I love The Wings of the Dove and most of the novels of Henry James, and I love reading what you write about him! As for telling stories to children, it is a rare collaborative effort..perhaps the story is where your unconscious mind can meet someone else’s— and I think it is a good reminder that not everything has to be a book. Or, maybe someday you will write a children’s book with your daughter!
Drat! (if people still use that term) I was just going to suggest as a scientifically controlled experiment that you distribute the Dog Story to some friends and see what happens. I hate being second!

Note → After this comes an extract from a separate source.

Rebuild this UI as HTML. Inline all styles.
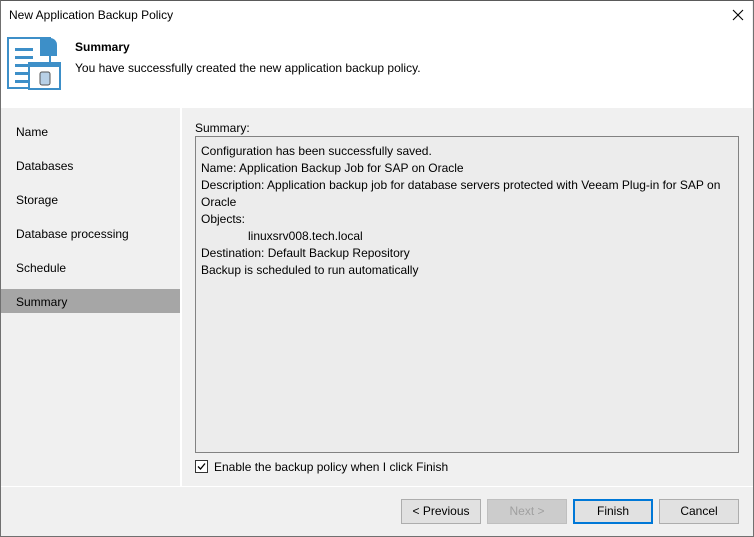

But it does give me the chance to change the topic completely (by the way, James is one of my favorite authors. But I love Ulysses and Infinite Jest too so there's that). So my question, do you send your draft books to friends to gauge their reaction and ask for criticism? A friend of mine, (but not close friend) has just handed me a manuscript and purports to really want my comments/reaction. And I think really highly of her and was sort of looking forward to the assignment. But it stinks. And it's a non-fiction book (which surprised me) so it's not a matter of taste. It's just objectively terrible. If there were a few notes to suggest I'd have no problem doing that. But my suggestions would require a massive rewrite to just get the thing into order. Right now it jumps all over the place, is 90% just quotes from other people stitched together badly, and I don't even know what the objective of the book is. So with that as my opinion, I don't think it's helpful to say something like that, and obviously it's personally very awkward. But telling her it's great seems not very helpful either. So to get to the point, when you ask for comments on a work in progress, do you honestly want them, or are you more interested in self validation/overcoming of doubt to allow you to power on? Thanks
I send drafts to friends, and now, twenty years into my writing career, I do want their honest feedback--I'm tired of having to parse and translate peoples' comments to figure out what they REALLY think. Just give it to me straight. But that being said, if I feel hurt after I get their comments, I might not send them anything more (I'm only human after all!) Also sometimes peoples real opinion doesn't really help you artistically in terms of revising the project or figuring out what to do next--that's not their fault, but it means maybe they're not the best beta reader. That being said, early in my career, I definitely mostly wanted validation =]
Thanks very much. My strategy was sort of along those lines; to denigrate myself as the ideal reader for this and just talk about how I'm not a good fit with the book. And if the book were truly a work in progress I might approach it differently. But there's no real benefit to critiquing a book that's ready to go. By the way I loved the Dog Story, and that's not just validation!